I am a fast person. I move quickly. I move a lot. I talk fast. I think fast-- sometimes around in circles, usually out loud (which can get me in trouble), never very clearly-- but FAST. I flit from task to task, keeping all my balls in the air, keeping the plates spinning. It's who I am. It's what I do.
Sofi is like me. She's always on the move, too. She talks fast, moves fast, constantly looking for the next thing. And we ALL know about Jamie... Right?
And then there's Judah.
Judah is not fast. Judah is Slooooooooooooow. Judah is focused. Judah is obsessive. Judah moves slowly. Judah listens very slowly. Judah talks. very. slowly. Judah thinks deepdeep inside his head and the words take a long. long. time to percolate to the surface. Judah is like a aircraft carrier. Full steam ahead is powerful and effective, but God forbid you try to take a tight turn in one. Maneuverability is not his strong point.
Judah needs predictability. He needs stability. He needs lots of time at home to play and dream and make up stories. He needs me to sit for longlong minutes and listen to his stories. He needs lots of time to sit on my lap, roll his head around on my chest and flail his feet against my shins and burrow his nose into my shoulder and tell me his stories and all the rules to his games and the myriad levels of the "New Judah Plants Versus Zombies Game."
I can give Sofi a list of four tasks, send her off and check back on her later.

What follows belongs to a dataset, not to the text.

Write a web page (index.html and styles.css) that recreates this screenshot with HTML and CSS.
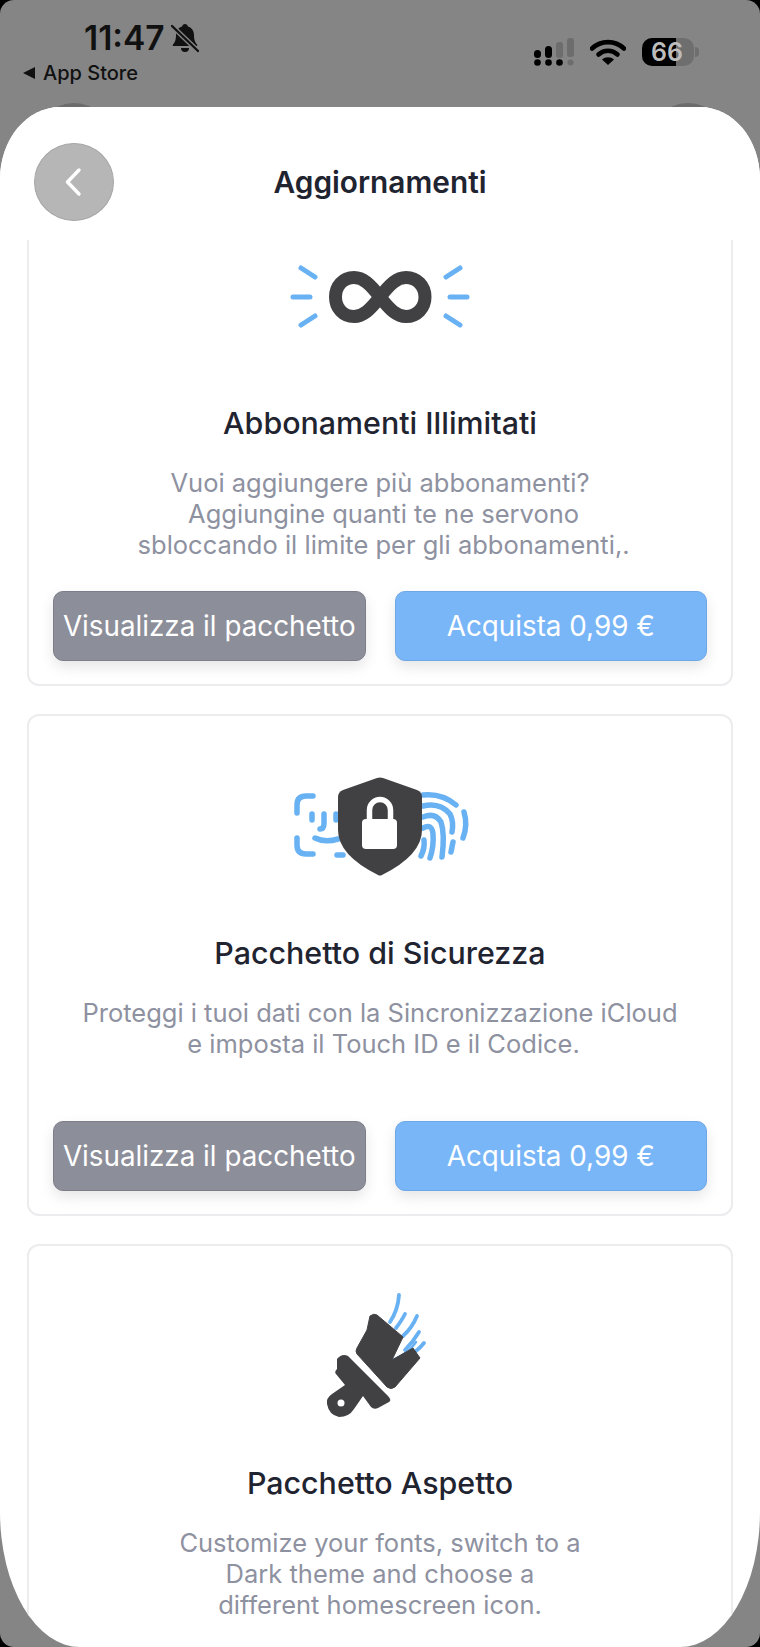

I can even tell Jamie to "go get a diaper and bring it to Mommy" and he will. If I tell Judah, "Here, take your flip-flops and put them on," five minutes later he'll be sitting on the bedroom floor staring at the ceiling and inventing a new zombie-eating plant made out of flip-flops. "It flip-flops at the zombies, Mama, and den they flopflopflop and they die!"
There are some days (like today, hence this post) when I'm trying to make bread and cinnamon buns for a new neighbor, dress and feed breakfast, get J out the door with a lunch, clean the kitchen and leave for the gym by 9:30. I'm breaking up fights, handing out stickers, mopping up pee (and mopping up pee, and moppinguppeeandmoppinguppeeand...). I'm breaking up more fights. Then I'm sending fighting children outside. And then I'm running out the door to break up more serious fights and then...
I finally realize.
It's not going to happen.
He's fighting with everyone and whining and babytalking because I'm moving too fast. It's too crazy. He can't cope. I'm losing him.
So I have to stop. Give up on the gym. Cuddle that annoying, loveable, precious, obnoxious, tear-stained, dirt-streaked face. I have to look into his eyes, wait for him, listen to him.
Slow. Down.
Some days it's nearly impossible. And I know, too, that he won't always be in the care of someone who's willing to do this for him. Somehow he has to learn to keep up. Somehow my parenting has to transition him from this to something approaching a normal pace of life. My prayer is that it will come with age and maturity. In the meantime, I may not get to the gym very often.
I don't know how else to be his mother.
2 comments:
Judah has a lot in common with his uncle Jeff:) They do grow up and learn to cope somehow. Just find him a wife that has a lot of patience (more than me!) and understands his process. Evie is an interesting cross of Jeff and I (or you and Judah) - she's a little confusing sometimes;)
As a mom, you're way ahead just by the fact that you know the differences in your kids and can recognize how you can help the one that is different from you....without living with your palm permanently applied to your forehead;)
Wow. I don't know you, except for these little snippets of words here, but I can tell: you're a great mom. Not a perfect (unreal) mom. Not a super mom. But a mom who is learning, each day, how to best love these kids in her charge. Grace of God? Yes. And a big, huge heart.